Ce qui se passe actuellement en Afrique n’est pas qu’une simple revanche contre les anciennes puissances coloniales. 

Il s’agit d’une prise de conscience stratégique : le continent, riche de ses matières premières et de ses jeunes populations, veut désormais prendre en main son destin économique. Finie la période où l’on se contentait de vendre ses ressources brutes contre des investissements qui ne bénéficiaient qu’aux anciennes puissances. Aujourd’hui, les Africains exigent un modèle qui passe par l’industrialisation. La transformation locale des ressources, le transfert de technologies, la création d’emplois : des conditions que l’Europe peine à remplir.

Prenons les minéraux stratégiques : cobalt, lithium, terres rares. Ces minerais sont essentiels à la transition énergétique européenne et aux nouvelles technologies. Mais l’Europe est largement dépendante des importations africaines, notamment du Congo pour le cobalt ou de Zimbabwe pour le lithium. 

La Chine, elle, n’hésite pas à construire des infrastructures lourdes pour accéder directement à ces ressources, sans passer par de longs processus bureaucratiques ou conditionner ses investissements à des réformes politiques. Résultat : l’Europe perd le contrôle des chaînes d’approvisionnement essentielles à son avenir économique.

L’illusion de la gestion migratoire : La sécurité au détriment des droits

La gestion de la migration, qui est devenue l’un des principaux leviers des relations entre l’Union européenne et l’Afrique, montre une autre facette de l’incohérence européenne. Après la crise migratoire de 2015, l’Europe a externalisé la gestion de ses frontières aux pays africains, en échange d’argent et de soutien pour contrôler les flux migratoires. La Libye, le Maroc, la Tunisie, sont devenus des gardiens des portes de l’Europe…
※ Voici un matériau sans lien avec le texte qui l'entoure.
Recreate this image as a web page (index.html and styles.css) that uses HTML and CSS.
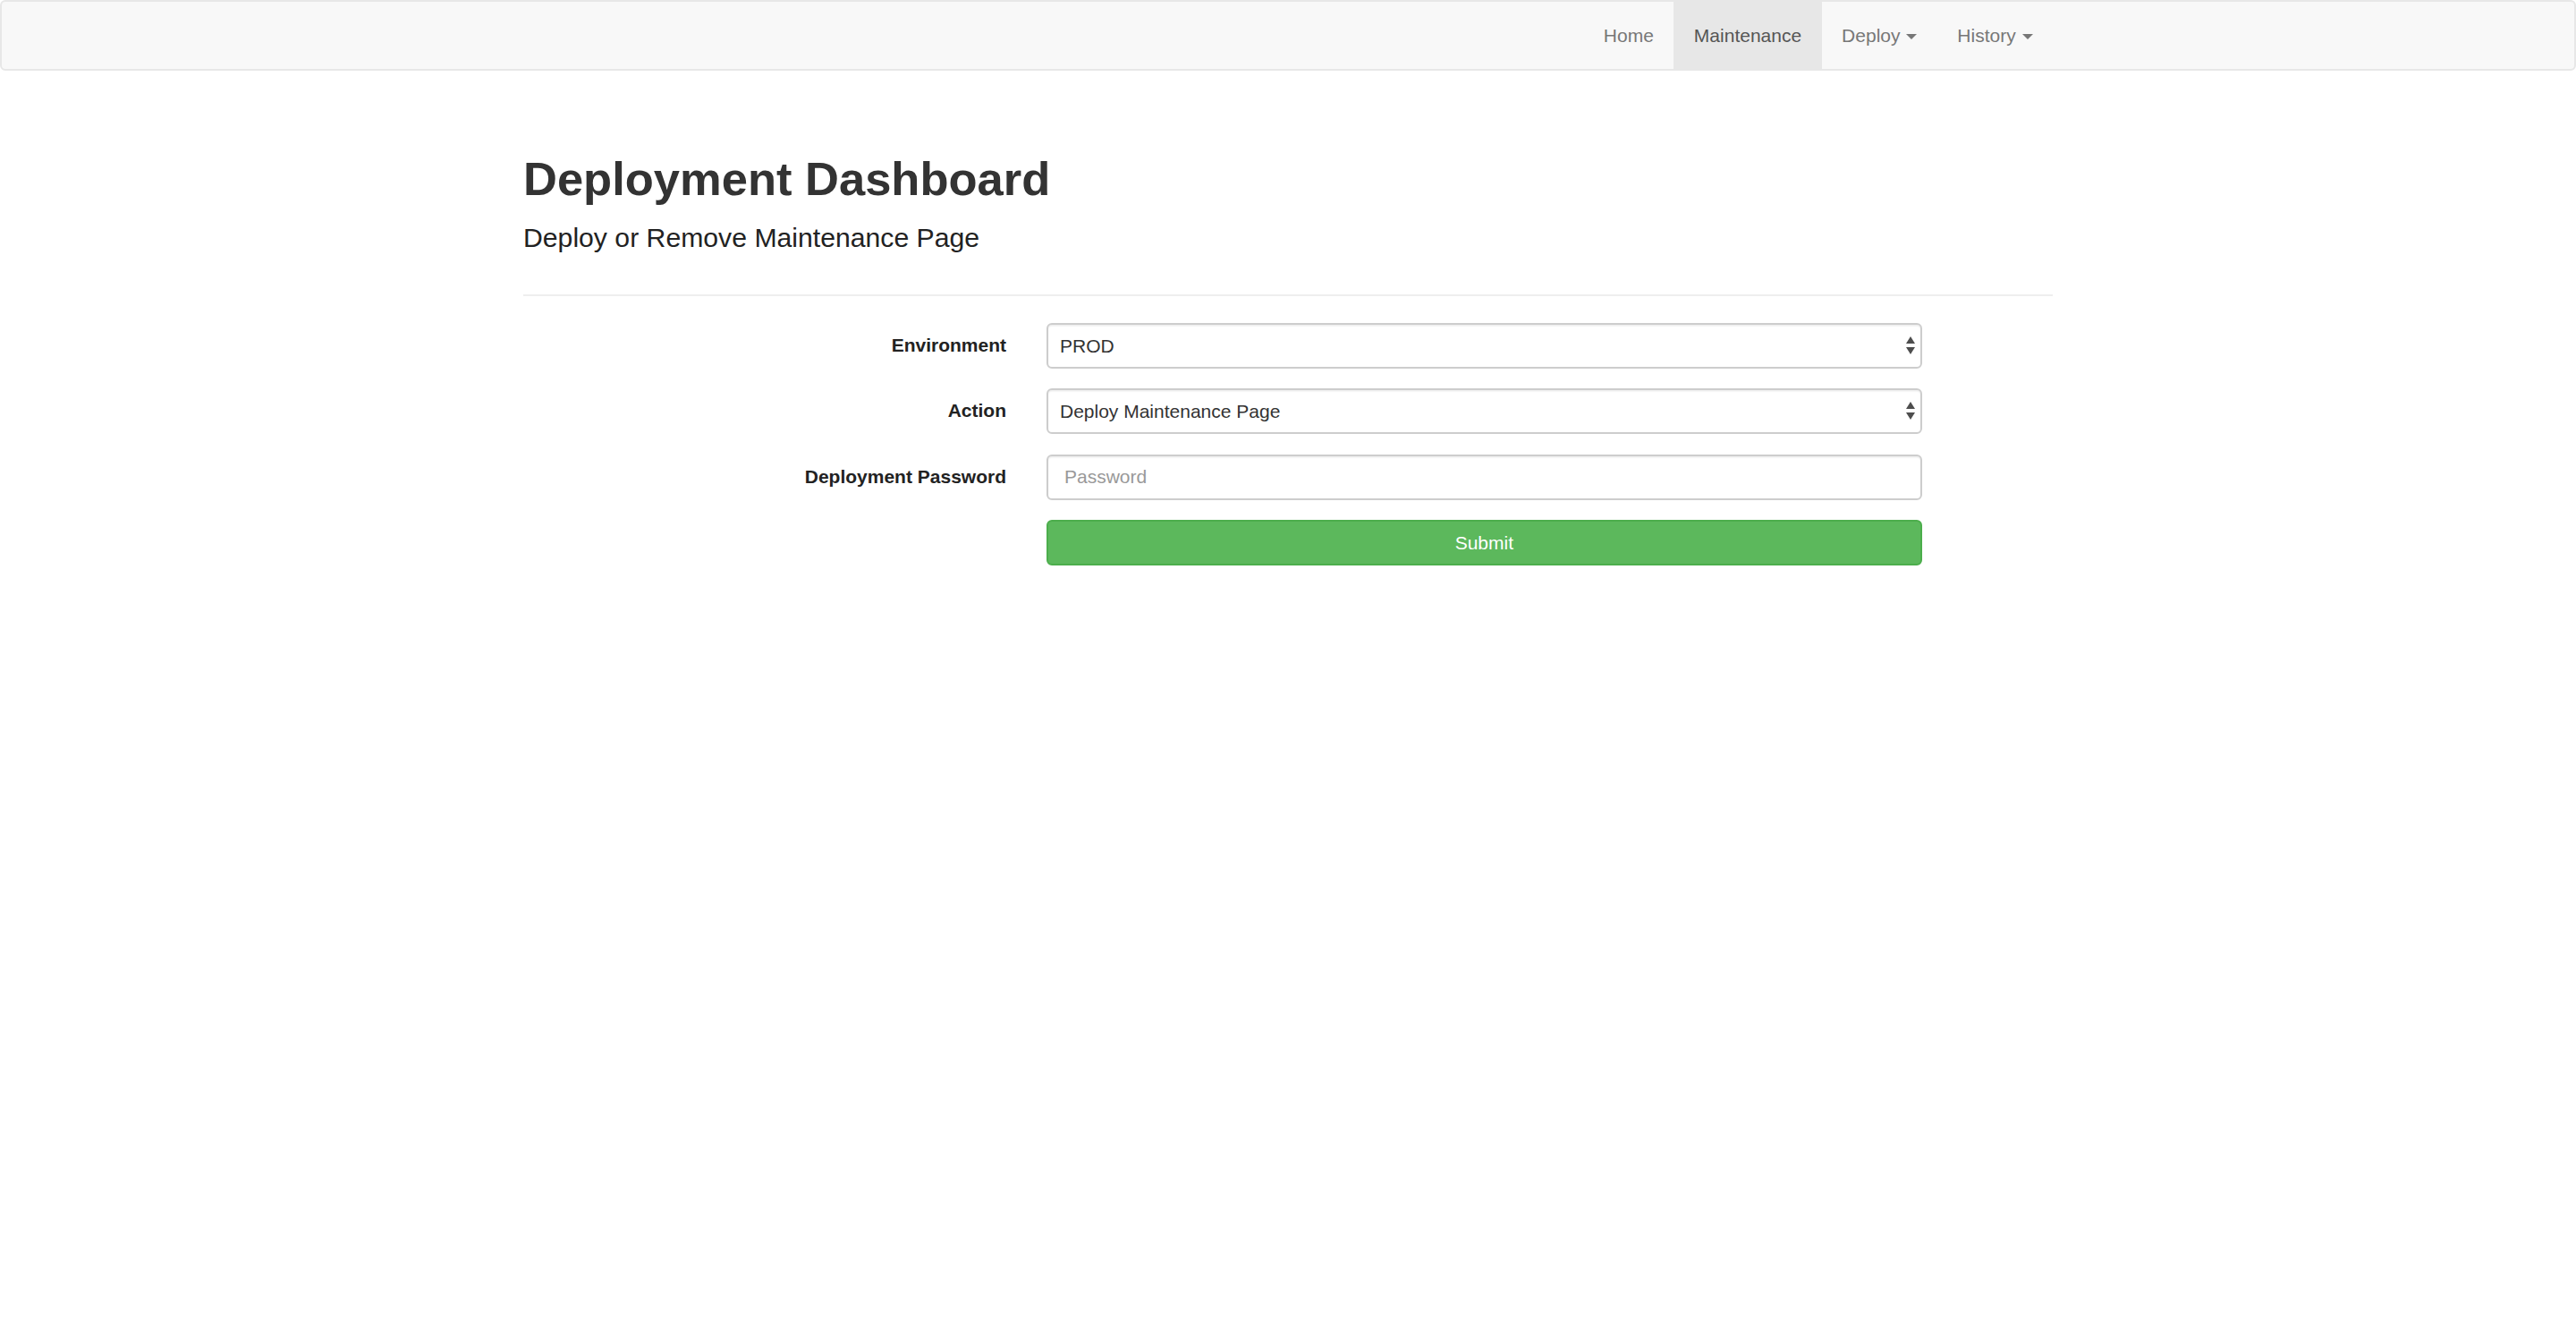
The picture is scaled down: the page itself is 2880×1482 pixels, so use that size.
FILE: index.html
```html
<!DOCTYPE html>
<html lang="en">
<head>
<meta charset="utf-8">
<title>Deployment Dashboard</title>
<link rel="stylesheet" href="styles.css">
</head>
<body>
<nav class="navbar">
  <div class="navbar-inner">
    <ul class="nav">
      <li><a href="#">Home</a></li>
      <li class="active"><a href="#">Maintenance</a></li>
      <li><a href="#">Deploy <span class="caret"></span></a></li>
      <li><a href="#">History <span class="caret"></span></a></li>
    </ul>
  </div>
</nav>
<main class="container">
  <header class="page-header">
    <h1>Deployment Dashboard</h1>
    <p class="lead">Deploy or Remove Maintenance Page</p>
  </header>
  <form class="form">
    <div class="form-group">
      <label class="control-label">Environment</label>
      <div class="field">
        <div class="select-wrap">
          <select class="form-control select"><option>PROD</option></select>
        </div>
      </div>
    </div>
    <div class="form-group">
      <label class="control-label">Action</label>
      <div class="field">
        <div class="select-wrap">
          <select class="form-control select"><option>Deploy Maintenance Page</option></select>
        </div>
      </div>
    </div>
    <div class="form-group">
      <label class="control-label">Deployment Password</label>
      <div class="field">
        <input class="form-control" type="password" placeholder="Password">
      </div>
    </div>
    <div class="form-group">
      <div class="control-label"></div>
      <div class="field">
        <button class="btn-submit" type="button">Submit</button>
      </div>
    </div>
  </form>
</main>
</body>
</html>
```

FILE: styles.css
```css
* { box-sizing: border-box; }

body {
  margin: 0;
  font-family: "Liberation Sans", Arial, sans-serif;
  font-size: 21px;
  line-height: 30px;
  color: #333;
  background: #fff;
}

.navbar {
  background: #f8f8f8;
  border: 2px solid #e7e7e7;
  border-radius: 6px;
}

.navbar-inner {
  width: 1755px;
  margin: 0 auto;
  padding: 0 22.5px;
  display: flex;
  justify-content: flex-end;
}

.nav {
  list-style: none;
  margin: 0;
  padding: 0;
  display: flex;
}

.nav a {
  display: block;
  padding: 22.5px;
  line-height: 30px;
  color: #777;
  text-decoration: none;
}

.nav .active a {
  background: #e7e7e7;
  color: #555;
}

.caret {
  display: inline-block;
  width: 0;
  height: 0;
  margin-left: 1px;
  vertical-align: middle;
  border-top: 6px solid;
  border-left: 6px solid transparent;
  border-right: 6px solid transparent;
}

.container {
  width: 1710px;
  margin: 0 auto;
}

.page-header {
  margin: 92px 0 30px;
  padding-bottom: 42px;
  border-bottom: 2px solid #eee;
}

.page-header h1 {
  margin: 0 0 16px;
  font-size: 52.5px;
  line-height: 1.1;
  font-weight: 700;
  color: #333;
}

.lead {
  margin: 0;
  font-size: 30.2px;
  line-height: 42px;
  font-weight: 300;
  color: #222;
}

.form-group {
  display: flex;
  margin: 0 -22.5px 22.5px;
}

.control-label {
  width: 33.3333%;
  padding: 10px 22.5px 0;
  text-align: right;
  font-weight: 700;
  color: #222;
}

.field {
  width: 58.3333%;
  padding: 0 22.5px;
}

.form-control {
  display: block;
  width: 100%;
  height: 51px;
  padding: 9px 18px;
  font-family: inherit;
  font-size: 21px;
  color: #555;
  background: #fff;
  border: 2px solid #cdcdcd;
  border-radius: 6px;
  box-shadow: inset 0 1.5px 1.5px rgba(0, 0, 0, 0.075);
  outline: none;
}

.form-control::placeholder {
  color: #999;
}

.select-wrap {
  position: relative;
}

.select {
  -webkit-appearance: none;
  appearance: none;
  padding-left: 13px;
  color: #333;
}

.select-wrap::before,
.select-wrap::after {
  content: "";
  position: absolute;
  right: 8px;
  width: 0;
  height: 0;
  border-left: 5px solid transparent;
  border-right: 5px solid transparent;
  pointer-events: none;
}

.select-wrap::before {
  top: 15px;
  border-bottom: 8px solid #4d4d4d;
}

.select-wrap::after {
  top: 27px;
  border-top: 8px solid #4d4d4d;
}

.btn-submit {
  display: block;
  width: 100%;
  height: 51px;
  padding: 9px 18px;
  font-family: inherit;
  font-size: 21px;
  line-height: 30px;
  color: #fff;
  background: #5cb85c;
  border: 2px solid #4cae4c;
  border-radius: 6px;
  cursor: pointer;
}
```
L’effondrement de l’influence française : La fin du pré carré africain

La France, autrefois perçue comme la grande puissance protectrice de l’Afrique, a perdu son aura. La déroute française au Sahel, symbolisée par la fin de l’opération Barkhane et le retrait des troupes françaises, marque une rupture historique. Le désaveu populaire contre l’implication française, perçue comme néocolonialiste, a accentué ce déclin. La guerre contre le terrorisme, mené par l’armée française dans le Sahel, s’est muée en échec stratégique : les interventions françaises ont non seulement échoué à stabiliser la région mais ont aussi provoqué l’effondrement du soft power de la France.

L’Europe et la France, fragilisées par leurs excès de prudence et leurs hésitations, ne sont plus les acteurs incontournables de la scène africaine. La Chine, la Russie, et d’autres acteurs non européens, avec une vision claire et directe, ont su s’imposer.
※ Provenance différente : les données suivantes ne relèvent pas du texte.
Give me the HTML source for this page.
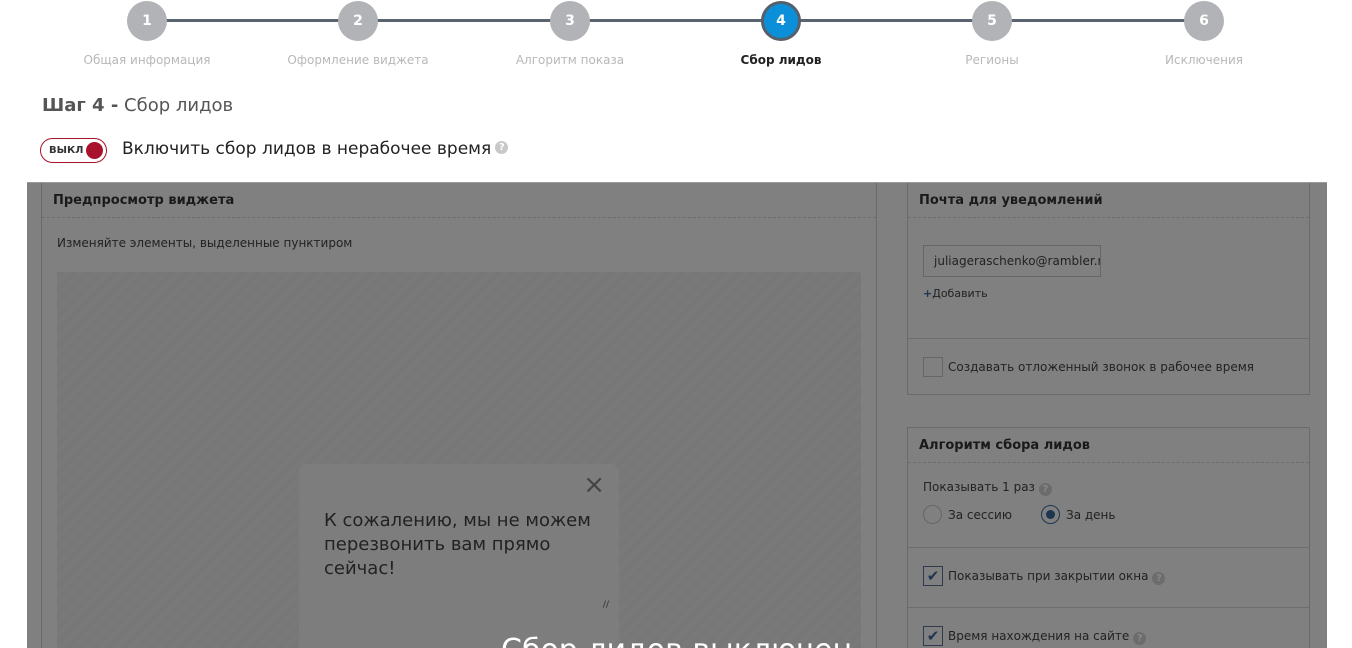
<!DOCTYPE html>
<html><head><meta charset="utf-8"><style>
*{box-sizing:border-box;margin:0;padding:0}
html,body{width:1352px;height:648px;overflow:hidden}
body{background:#fff;font-family:"DejaVu Sans","Liberation Sans",sans-serif;position:relative;color:#333}
.abs{position:absolute}
.line{position:absolute;top:19px;left:147px;width:1057px;height:3px;background:#5a6470}
.c{position:absolute;top:1px;width:40px;height:40px;border-radius:50%;background:#b1b3b7;color:#fff;font-weight:bold;font-size:14px;text-align:center;line-height:40px}
.c.a{background:#0a8fd8;border:3px solid #55606c;line-height:34px}
.lb{position:absolute;top:53px;width:220px;margin-left:-110px;text-align:center;font-size:12px;color:#b8b8b8}
.ov{position:absolute;left:27px;top:182px;width:1300px;height:466px;background:#808080;border-top:1px solid #9a9a9a;overflow:hidden}
.pn{position:absolute;border:1px solid #6a6a6a;background:#808080}
.hd{height:35px;border-bottom:1px dashed #6d6d6d;font-weight:bold;font-size:13px;color:#1a1a1a;padding:10px 0 0 11px}
.t{font-size:12px;color:#222;position:absolute;white-space:nowrap}
.cb{position:absolute;width:20px;height:20px;border:1px solid #2d3b4c}
.q{display:inline-block;width:13px;height:13px;border-radius:50%;background:#6c6c6c;color:#888;font-size:10px;font-weight:bold;text-align:center;line-height:13px;vertical-align:-1px;margin-left:4px}
</style></head><body>
<div class="line"></div>
<div class="c" style="left:127px">1</div>
<div class="c" style="left:338px">2</div>
<div class="c" style="left:550px">3</div>
<div class="c a" style="left:761px">4</div>
<div class="c" style="left:972px">5</div>
<div class="c" style="left:1184px">6</div>
<div class="lb" style="left:147px">Общая информация</div>
<div class="lb" style="left:358px">Оформление виджета</div>
<div class="lb" style="left:570px">Алгоритм показа</div>
<div class="lb" style="left:781px;color:#222;font-weight:bold">Сбор лидов</div>
<div class="lb" style="left:992px">Регионы</div>
<div class="lb" style="left:1204px">Исключения</div>
<div class="abs" style="left:42px;top:95px;font-size:18px;color:#555"><b>Шаг 4 -</b> Сбор лидов</div>
<div class="abs" style="left:40px;top:138px;width:67px;height:25px;border:1px solid #a8122a;border-radius:13px;font-size:10px;font-weight:bold;color:#333;padding:6px 0 0 8px">ВЫКЛ<span style="position:absolute;right:3px;top:3px;width:17px;height:17px;border-radius:50%;background:#a8122a"></span></div>
<div class="abs" style="left:122px;top:139px;font-size:17px;color:#222;white-space:nowrap">Включить сбор лидов в нерабочее время<span class="q" style="background:#c8c8c8;color:#fff;vertical-align:4px">?</span></div>
<div class="ov">
 <div class="pn" style="left:14px;top:-1px;width:836px;height:470px">
  <div class="hd">Предпросмотр виджета</div>
  <div class="t" style="left:15px;top:53px">Изменяйте элементы, выделенные пунктиром</div>
  <div class="abs" style="left:15px;top:89px;width:804px;height:380px;background:repeating-linear-gradient(135deg,#777 0 5px,#797979 5px 10px)"></div>
  <div class="abs" style="left:257px;top:281px;width:320px;height:200px;background:#7d7d7d;border-radius:8px">
   <div class="abs" style="right:14px;top:6px;font-size:26px;color:#444">×</div>
   <div class="abs" style="left:25px;top:45px;font-size:18px;line-height:24px;color:#222;width:285px">К сожалению, мы не можем перезвонить вам прямо сейчас!</div>
   <div class="abs" style="right:10px;top:136px;font-size:9px;color:#333">//</div>
  </div>
  <div class="abs" style="left:459px;top:450px;font-size:30px;color:#fff;white-space:nowrap">Сбор лидов выключен</div>
 </div>
 <div class="pn" style="left:880px;top:-1px;width:403px;height:213px">
  <div class="hd">Почта для уведомлений</div>
  <div class="abs" style="left:15px;top:62px;width:178px;height:32px;border:1px solid #666;font-size:12px;color:#222;padding:8px 0 0 10px;overflow:hidden;white-space:nowrap">juliageraschenko@rambler.ru</div>
  <div class="t" style="left:15px;top:104px;font-size:11px"><b style="color:#1e3550">+</b>Добавить</div>
  <div class="abs" style="left:0;top:155px;width:401px;border-top:1px solid #6d6d6d"></div>
  <div class="cb" style="left:15px;top:174px;border-color:#666"></div>
  <div class="t" style="left:40px;top:177px">Создавать отложенный звонок в рабочее время</div>
 </div>
 <div class="pn" style="left:880px;top:244px;width:403px;height:230px">
  <div class="hd">Алгоритм сбора лидов</div>
  <div class="t" style="left:15px;top:52px">Показывать 1 раз<span class="q">?</span></div>
  <div class="abs" style="left:15px;top:77px;width:19px;height:19px;border-radius:50%;border:1px solid #666"></div>
  <div class="t" style="left:40px;top:80px">За сессию</div>
  <div class="abs" style="left:133px;top:77px;width:19px;height:19px;border-radius:50%;border:1px solid #1e3550"><span style="position:absolute;left:4px;top:4px;width:9px;height:9px;border-radius:50%;background:#1e3550"></span></div>
  <div class="t" style="left:158px;top:80px">За день</div>
  <div class="abs" style="left:0;top:119px;width:401px;border-top:1px solid #6d6d6d"></div>
  <div class="cb" style="left:15px;top:138px;color:#1e3550;font-size:15px;line-height:18px;text-align:center">✔</div>
  <div class="t" style="left:40px;top:141px">Показывать при закрытии окна<span class="q">?</span></div>
  <div class="abs" style="left:0;top:179px;width:401px;border-top:1px solid #6d6d6d"></div>
  <div class="cb" style="left:15px;top:198px;color:#1e3550;font-size:15px;line-height:18px;text-align:center">✔</div>
  <div class="t" style="left:40px;top:201px">Время нахождения на сайте<span class="q">?</span></div>
 </div>
</div>
</body></html>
L’Europe doit se réinventer : Une urgence géopolitique

Face à ce bouleversement, l’Europe doit se réinventer. Fini le temps où elle pouvait prétendre imposer son modèle sans contrepartie. Il est désormais essentiel de trouver un juste milieu entre réalisme et idéal : il ne s’agit plus de plaider la cause des droits humains avant tout, mais de développer des partenariats réels, fondés sur des échanges économiques et des soutiens réciproques.
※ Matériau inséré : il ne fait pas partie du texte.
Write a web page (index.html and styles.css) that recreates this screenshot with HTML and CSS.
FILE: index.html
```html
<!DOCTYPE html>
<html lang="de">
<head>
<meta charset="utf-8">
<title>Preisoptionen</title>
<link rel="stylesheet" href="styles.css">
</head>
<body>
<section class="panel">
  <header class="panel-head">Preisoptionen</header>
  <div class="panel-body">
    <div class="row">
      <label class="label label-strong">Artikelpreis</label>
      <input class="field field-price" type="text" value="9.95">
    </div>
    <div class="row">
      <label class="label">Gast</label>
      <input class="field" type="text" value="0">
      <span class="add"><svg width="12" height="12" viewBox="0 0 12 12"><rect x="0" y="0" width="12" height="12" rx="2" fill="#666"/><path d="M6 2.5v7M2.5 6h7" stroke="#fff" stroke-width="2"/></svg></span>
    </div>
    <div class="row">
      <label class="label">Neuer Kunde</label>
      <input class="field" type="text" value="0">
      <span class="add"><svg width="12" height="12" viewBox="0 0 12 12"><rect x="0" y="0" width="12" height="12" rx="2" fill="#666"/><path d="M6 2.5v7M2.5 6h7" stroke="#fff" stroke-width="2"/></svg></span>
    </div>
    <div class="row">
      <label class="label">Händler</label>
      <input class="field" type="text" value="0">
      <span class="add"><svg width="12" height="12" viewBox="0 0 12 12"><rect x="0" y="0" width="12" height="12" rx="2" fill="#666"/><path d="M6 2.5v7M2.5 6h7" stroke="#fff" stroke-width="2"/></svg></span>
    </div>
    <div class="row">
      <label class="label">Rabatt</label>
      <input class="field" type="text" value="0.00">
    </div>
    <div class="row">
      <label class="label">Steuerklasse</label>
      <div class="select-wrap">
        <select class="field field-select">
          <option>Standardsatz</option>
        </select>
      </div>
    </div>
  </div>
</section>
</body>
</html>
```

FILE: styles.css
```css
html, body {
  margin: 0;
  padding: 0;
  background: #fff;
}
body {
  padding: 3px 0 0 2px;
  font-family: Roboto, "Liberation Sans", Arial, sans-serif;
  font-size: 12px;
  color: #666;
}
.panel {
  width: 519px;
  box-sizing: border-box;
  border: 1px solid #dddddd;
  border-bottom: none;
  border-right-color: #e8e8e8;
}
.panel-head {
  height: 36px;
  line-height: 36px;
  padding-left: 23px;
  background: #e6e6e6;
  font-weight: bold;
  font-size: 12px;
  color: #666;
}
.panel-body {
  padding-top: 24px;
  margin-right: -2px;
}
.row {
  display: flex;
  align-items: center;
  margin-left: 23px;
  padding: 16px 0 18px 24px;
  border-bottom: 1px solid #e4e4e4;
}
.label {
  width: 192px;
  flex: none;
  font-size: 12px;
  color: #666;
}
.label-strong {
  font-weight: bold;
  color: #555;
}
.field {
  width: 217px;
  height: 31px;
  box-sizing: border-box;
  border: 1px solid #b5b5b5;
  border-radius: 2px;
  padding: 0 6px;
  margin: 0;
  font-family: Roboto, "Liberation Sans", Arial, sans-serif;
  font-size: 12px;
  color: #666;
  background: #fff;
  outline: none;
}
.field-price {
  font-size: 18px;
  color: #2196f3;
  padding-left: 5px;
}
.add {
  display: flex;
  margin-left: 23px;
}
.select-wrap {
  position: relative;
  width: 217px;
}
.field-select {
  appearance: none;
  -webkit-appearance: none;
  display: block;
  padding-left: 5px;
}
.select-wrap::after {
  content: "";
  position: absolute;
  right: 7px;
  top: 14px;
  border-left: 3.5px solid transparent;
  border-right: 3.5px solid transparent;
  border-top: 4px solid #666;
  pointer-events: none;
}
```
Si l’Europe veut encore jouer un rôle en Afrique, elle doit se rendre à l’évidence : ses principes doivent être accompagnés de concrétisation matérielle. Investir dans des infrastructures, dans la formation, dans la transformation locale des ressources, dans la sécurisation de ses approvisionnements énergétiques. Ce n’est plus la moralisation des rapports qui prime, mais l’efficacité et la réciprocité des bénéfices. La compétition est trop rude : si l’Europe ne s’adapte pas rapidement à ces nouvelles règles du jeu, elle sera laissée pour compte.